Your dashboard is lying (but not the way you think)

Cloud vendors mark cost data as provisional until month-end billing is finalised, yet most FinOps dashboards ignore that and display mid-month numbers as truth. In FinOps, usage is daily, but finance is monthly. Real control comes from governance and behaviour, not hourly refreshes.

Your dashboard is lying (but not the way you think)
Photo by Qinru Xie / Unsplash

When I started working in data, the first decision was always the grain of the fact table.

What decision are we supporting?
What pattern are we trying to see?
What is the simplest level of detail that still makes the insight possible?

Granularity was intentional.

In cloud FinOps, it often isn’t. We inherit it.

We take the CUR because that’s what exists. But two different dimensions are hidden inside that habit:

  1. Granularity — the precision of the information (hourly, per resource, per tag).
  2. Frequency — how often we receive updated data.

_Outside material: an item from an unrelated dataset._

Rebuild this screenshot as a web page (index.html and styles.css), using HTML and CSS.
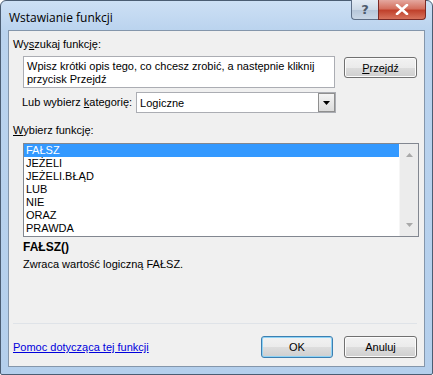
FILE: index.html
```html
<!DOCTYPE html>
<html lang="pl">
<head>
  <meta charset="UTF-8">
  <title>Wstawianie funkcji</title>
  <link rel="stylesheet" href="styles.css">
</head>
<body>
  <div class="window">
    <div class="titlebar">
      <span class="title">Wstawianie funkcji</span>
      <div class="caption">
        <span class="cap help">?</span>
        <span class="cap close">
          <svg width="14" height="11" viewBox="0 0 14 11"><path d="M2 1 L12 10 M12 1 L2 10" stroke="#fff" stroke-width="2.6" stroke-linecap="round"/></svg>
        </span>
      </div>
    </div>

    <div class="client">
      <div class="label search-label">Wy<u>s</u>zukaj funkcję:</div>

      <div class="search-row">
        <div class="textbox">Wpisz krótki opis tego, co chcesz zrobić, a następnie kliknij<br>przycisk Przejdź</div>
        <button class="btn go"><u>P</u>rzejdź</button>
      </div>

      <div class="cat-row">
        <span class="label">Lub wybierz <u>k</u>ategorię:</span>
        <div class="combo">
          <span>Logiczne</span>
          <span class="combo-arrow">
            <svg width="7" height="4" viewBox="0 0 7 4"><path d="M0 0 H7 L3.5 4 Z" fill="#000"/></svg>
          </span>
        </div>
      </div>

      <div class="label list-label"><u>W</u>ybierz funkcję:</div>

      <div class="listbox">
        <ul class="items">
          <li class="selected">FAŁSZ</li>
          <li>JEŻELI</li>
          <li>JEŻELI.BŁĄD</li>
          <li>LUB</li>
          <li>NIE</li>
          <li>ORAZ</li>
          <li>PRAWDA</li>
        </ul>
        <div class="scrollbar">
          <svg width="7" height="4" viewBox="0 0 7 4"><path d="M0 4 H7 L3.5 0 Z" fill="#a9a9a9"/></svg>
          <svg width="7" height="4" viewBox="0 0 7 4"><path d="M0 0 H7 L3.5 4 Z" fill="#a9a9a9"/></svg>
        </div>
      </div>

      <div class="sig">FAŁSZ()</div>
      <div class="desc">Zwraca wartość logiczną FAŁSZ.</div>

      <div class="footer">
        <a class="help-link" href="#">Pomoc dotycząca tej funkcji</a>
        <div class="buttons">
          <button class="btn ok">OK</button>
          <button class="btn">Anuluj</button>
        </div>
      </div>
    </div>
  </div>
</body>
</html>
```
FILE: styles.css
```css
body {
  margin: 0;
  font-family: "Liberation Sans", Arial, sans-serif;
  font-size: 11px;
  color: #000;
  background: #fff;
}
.window {
  width: 433px;
  height: 375px;
  box-sizing: border-box;
  border: 1px solid #4b5d73;
  border-radius: 6px 6px 2px 2px;
  background: linear-gradient(to bottom, #cde0f5 0px, #bad3ee 30px, #b4cfec 100%);
  display: flex;
  flex-direction: column;
}
.titlebar {
  height: 29px;
  display: flex;
  align-items: flex-start;
  justify-content: space-between;
}
.title {
  font-family: "Open Sans", "Liberation Sans", sans-serif;
  font-size: 12px;
  margin: 8px 0 0 8px;
}
.caption {
  display: flex;
  margin-right: 6px;
  margin-top: -1px;
}
.cap {
  height: 19px;
  display: flex;
  align-items: center;
  justify-content: center;
  border: 1px solid #5d6e86;
  border-top: none;
}
.help {
  width: 26px;
  border-radius: 0 0 0 4px;
  border-right: none;
  background: linear-gradient(to bottom, #e3ebf4 0, #cdd9e6 50%, #b5c5d8 51%, #c9d7e6 100%);
  color: #4e5b6c;
  font-family: "DejaVu Sans", sans-serif;
  font-size: 13px;
  font-weight: bold;
}
.close {
  width: 46px;
  border-radius: 0 0 4px 0;
  border-color: #7b2a25;
  background: linear-gradient(to bottom, #e4a89f 0, #d4705f 45%, #c0412c 55%, #d7735d 100%);
}
.client {
  flex: 1;
  margin: 0 7px 7px 7px;
  border: 1px solid #8496ab;
  background: #f0f0f0;
  display: flex;
  flex-direction: column;
  padding: 0 7px 0 4px;
}
.label {
  line-height: 13px;
}
.search-label {
  margin-top: 7px;
}
.search-row {
  display: flex;
  align-items: flex-start;
  margin-top: 5px;
  margin-left: 10px;
}
.textbox {
  width: 312px;
  height: 32px;
  box-sizing: border-box;
  border: 1px solid #abadb3;
  background: #fff;
  padding: 3px 3px;
  line-height: 13px;
}
.btn {
  font-family: "Liberation Sans", Arial, sans-serif;
  font-size: 11px;
  color: #000;
  width: 73px;
  height: 22px;
  padding: 0;
  border: 1px solid #707070;
  border-radius: 3px;
  background: linear-gradient(to bottom, #f2f2f2 0, #ebebeb 50%, #dddddd 51%, #cfcfcf 100%);
  box-shadow: inset 0 0 0 1px #fcfcfc;
}
.go {
  margin-left: 9px;
  margin-top: 1px;
  height: 21px;
}
.cat-row {
  display: flex;
  align-items: center;
  margin-top: 4px;
  margin-left: 9px;
}
.combo {
  margin-left: 4px;
  width: 200px;
  height: 21px;
  box-sizing: border-box;
  border: 1px solid #abadb3;
  background: #fff;
  display: flex;
  align-items: center;
  justify-content: space-between;
  padding-left: 3px;
}
.combo-arrow {
  width: 17px;
  height: 19px;
  box-sizing: border-box;
  border: 1px solid #8f8f8f;
  background: linear-gradient(to bottom, #f4f4f4, #dcdcdc);
  display: flex;
  align-items: center;
  justify-content: center;
}
.list-label {
  margin-top: 11px;
}
.listbox {
  margin-top: 6px;
  margin-left: 10px;
  width: 396px;
  height: 94px;
  box-sizing: border-box;
  border: 1px solid #828790;
  background: #fff;
  display: flex;
}
.items {
  list-style: none;
  margin: 0;
  padding: 0;
  flex: 1;
}
.items li {
  line-height: 13px;
  padding-left: 2px;
}
.items li.selected {
  background: #3399ff;
  color: #fff;
}
.scrollbar {
  width: 18px;
  background: #ececec;
  border-left: 1px solid #f6f6f6;
  display: flex;
  flex-direction: column;
  justify-content: space-between;
  align-items: center;
  padding: 9px 0 9px;
}
.sig {
  margin-top: 4px;
  margin-left: 10px;
  font-weight: bold;
  font-size: 12px;
  line-height: 13px;
}
.desc {
  margin-top: 4px;
  margin-left: 10px;
  line-height: 13px;
}
.footer {
  margin-top: auto;
  border-top: 1px solid #dfe3e8;
  padding: 12px 0 8px;
  display: flex;
  align-items: center;
  justify-content: space-between;
}
.help-link {
  color: #0000dd;
  text-decoration: underline;
}
.buttons {
  display: flex;
  gap: 11px;
}
.ok {
  width: 72px;
  border-color: #3c7fb1;
  box-shadow: inset 0 0 0 1px #8fd3f5;
}
```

In AWS, cost granularity is hourly. Refresh might be eight hours. Guaranteed? Twenty-four.

Already, we are not in real time.

But here is what is fascinating: cloud vendors actually understand this better than we do.

In the AWS Cost and Usage Report, there is a column that explicitly indicates when a line item has been finalised. Until that date is populated, the data is provisional. It can change.

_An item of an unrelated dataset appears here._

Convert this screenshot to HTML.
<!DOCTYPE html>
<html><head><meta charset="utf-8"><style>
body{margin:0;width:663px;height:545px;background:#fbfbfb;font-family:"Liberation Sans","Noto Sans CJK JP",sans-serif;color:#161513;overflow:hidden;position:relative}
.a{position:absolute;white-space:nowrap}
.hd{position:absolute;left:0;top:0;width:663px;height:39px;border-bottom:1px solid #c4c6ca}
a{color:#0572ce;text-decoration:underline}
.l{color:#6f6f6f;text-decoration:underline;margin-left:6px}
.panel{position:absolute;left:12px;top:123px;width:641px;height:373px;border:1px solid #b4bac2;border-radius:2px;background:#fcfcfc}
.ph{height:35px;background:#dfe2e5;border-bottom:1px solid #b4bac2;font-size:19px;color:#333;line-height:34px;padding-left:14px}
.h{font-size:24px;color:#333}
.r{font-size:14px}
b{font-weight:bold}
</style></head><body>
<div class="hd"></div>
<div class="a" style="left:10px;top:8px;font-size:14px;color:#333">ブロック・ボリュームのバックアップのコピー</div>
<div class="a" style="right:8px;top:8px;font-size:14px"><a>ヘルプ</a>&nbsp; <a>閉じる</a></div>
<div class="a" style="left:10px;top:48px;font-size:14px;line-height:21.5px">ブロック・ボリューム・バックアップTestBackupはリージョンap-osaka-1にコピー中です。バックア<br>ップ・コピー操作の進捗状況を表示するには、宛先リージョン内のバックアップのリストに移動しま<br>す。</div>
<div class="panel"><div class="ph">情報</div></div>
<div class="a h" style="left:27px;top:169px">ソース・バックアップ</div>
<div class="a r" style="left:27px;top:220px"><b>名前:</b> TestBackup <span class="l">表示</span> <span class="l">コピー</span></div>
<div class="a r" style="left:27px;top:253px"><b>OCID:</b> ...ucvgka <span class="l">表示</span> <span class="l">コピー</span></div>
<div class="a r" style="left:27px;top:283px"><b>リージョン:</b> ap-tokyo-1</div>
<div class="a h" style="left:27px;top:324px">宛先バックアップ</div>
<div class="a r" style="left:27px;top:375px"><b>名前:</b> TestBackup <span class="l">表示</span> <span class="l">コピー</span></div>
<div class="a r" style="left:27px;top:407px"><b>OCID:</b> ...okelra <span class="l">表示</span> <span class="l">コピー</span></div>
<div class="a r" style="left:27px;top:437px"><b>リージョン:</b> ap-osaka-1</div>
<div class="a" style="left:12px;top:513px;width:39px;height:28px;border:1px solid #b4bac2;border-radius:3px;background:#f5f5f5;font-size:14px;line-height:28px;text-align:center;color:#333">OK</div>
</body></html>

The vendor is telling us: this is not the bill yet.

And yet most dashboards ignore that signal.

They display mid-month numbers as if they were settled fact. They rarely indicate what is provisional and what is final. They almost never show how values evolved during the month.

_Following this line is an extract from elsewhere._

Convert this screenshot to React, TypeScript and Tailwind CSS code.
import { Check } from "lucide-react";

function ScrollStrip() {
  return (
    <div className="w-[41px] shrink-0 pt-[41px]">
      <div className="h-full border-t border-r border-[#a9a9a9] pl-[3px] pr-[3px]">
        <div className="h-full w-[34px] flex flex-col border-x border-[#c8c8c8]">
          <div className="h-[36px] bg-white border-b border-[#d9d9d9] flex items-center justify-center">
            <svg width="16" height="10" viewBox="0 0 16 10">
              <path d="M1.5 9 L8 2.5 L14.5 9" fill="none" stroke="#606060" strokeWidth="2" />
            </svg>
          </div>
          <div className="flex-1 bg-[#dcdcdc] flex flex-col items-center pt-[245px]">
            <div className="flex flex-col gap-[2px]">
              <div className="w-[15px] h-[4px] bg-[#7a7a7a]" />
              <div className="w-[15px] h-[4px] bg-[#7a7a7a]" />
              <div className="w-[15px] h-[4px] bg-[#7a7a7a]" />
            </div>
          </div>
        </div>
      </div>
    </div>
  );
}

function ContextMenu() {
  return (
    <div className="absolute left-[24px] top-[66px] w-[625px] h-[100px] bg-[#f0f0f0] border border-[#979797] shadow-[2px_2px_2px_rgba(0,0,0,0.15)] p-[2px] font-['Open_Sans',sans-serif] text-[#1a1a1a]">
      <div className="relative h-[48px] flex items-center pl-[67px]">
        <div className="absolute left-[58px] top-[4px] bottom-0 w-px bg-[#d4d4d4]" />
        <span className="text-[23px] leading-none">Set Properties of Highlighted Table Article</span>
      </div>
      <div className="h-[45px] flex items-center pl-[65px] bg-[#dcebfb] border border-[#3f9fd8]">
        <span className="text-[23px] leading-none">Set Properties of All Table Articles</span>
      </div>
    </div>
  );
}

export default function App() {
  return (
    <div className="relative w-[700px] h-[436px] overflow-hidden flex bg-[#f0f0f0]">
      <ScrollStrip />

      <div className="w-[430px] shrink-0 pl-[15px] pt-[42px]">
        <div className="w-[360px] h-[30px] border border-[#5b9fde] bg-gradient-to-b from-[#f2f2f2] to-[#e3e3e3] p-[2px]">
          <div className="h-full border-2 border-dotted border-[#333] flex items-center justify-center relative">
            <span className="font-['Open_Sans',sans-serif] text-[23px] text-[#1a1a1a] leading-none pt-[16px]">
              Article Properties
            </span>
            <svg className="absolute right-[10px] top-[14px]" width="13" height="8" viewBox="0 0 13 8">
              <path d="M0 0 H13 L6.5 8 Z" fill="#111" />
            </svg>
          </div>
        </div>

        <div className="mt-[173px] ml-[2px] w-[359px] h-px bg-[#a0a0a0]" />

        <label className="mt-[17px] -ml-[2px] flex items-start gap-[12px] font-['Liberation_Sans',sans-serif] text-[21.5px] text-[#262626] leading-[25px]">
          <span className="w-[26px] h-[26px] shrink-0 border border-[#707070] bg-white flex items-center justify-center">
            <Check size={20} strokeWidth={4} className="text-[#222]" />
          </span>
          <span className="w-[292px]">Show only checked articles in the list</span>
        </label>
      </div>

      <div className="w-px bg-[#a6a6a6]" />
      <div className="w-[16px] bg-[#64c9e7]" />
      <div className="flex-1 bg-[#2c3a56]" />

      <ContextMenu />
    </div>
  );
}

Even structurally predictable items like support fees, Reserved Instance recurring charges, often appear as large spikes at the beginning of the month unless you deliberately smooth them. By default, you see a dramatic jump on day one. It looks alarming. It looks meaningful. It is simply billing mechanics.

Cloud vendors treat CUR data as financial data. And financial data follows a financial rhythm.

Before month end, what you are mostly seeing is usage—delayed by 24 hours and still subject to re-rating. After month end, mathematics are applied: discounts, enterprise agreements, credits, support calculations. That is when billing becomes billing.

In other words, the true financial signal is monthly.

Everything before that is directional.

And yet, culturally, we behave as if mid-month cost is a real-time operational metric.

When you see a dashboard, you feel in control.
When you see “we have spent 15 so far,” you feel anchored.

It creates psychological comfort.

The reality is that the number is provisional. It will shift when the financial layer is applied. And because we do not fully control that layer, we quietly ignore the instability.

The dashboard becomes reassurance.

FinOps sits between two tempos.

Engineering culture prefers immediacy.
Finance culture works in reconciliation cycles.

If we optimise only for refresh rate and decimal precision, we risk mistaking visibility for control.

Most FinOps impact does not come from watching numbers move hourly. It comes from shaping behaviour, designing guardrails, aligning incentives, and making trade-offs explicit.

In my own work, I now start from the outcome.

What behaviour must change?
What pattern needs to be visible?
What level of stability is required for trust?

Then I choose the largest possible grain and the slowest cadence that still supports that purpose.

Because FinOps is not about reproducing every technical signal the cloud exposes.
It is about making decisions under financial reality.

Mid-month data is useful.
But it is provisional.

Hourly precision is available.
But it is often unnecessary.

Billing is monthly.
Finance is slower than dashboards.

Real control comes from governance, not refresh rates.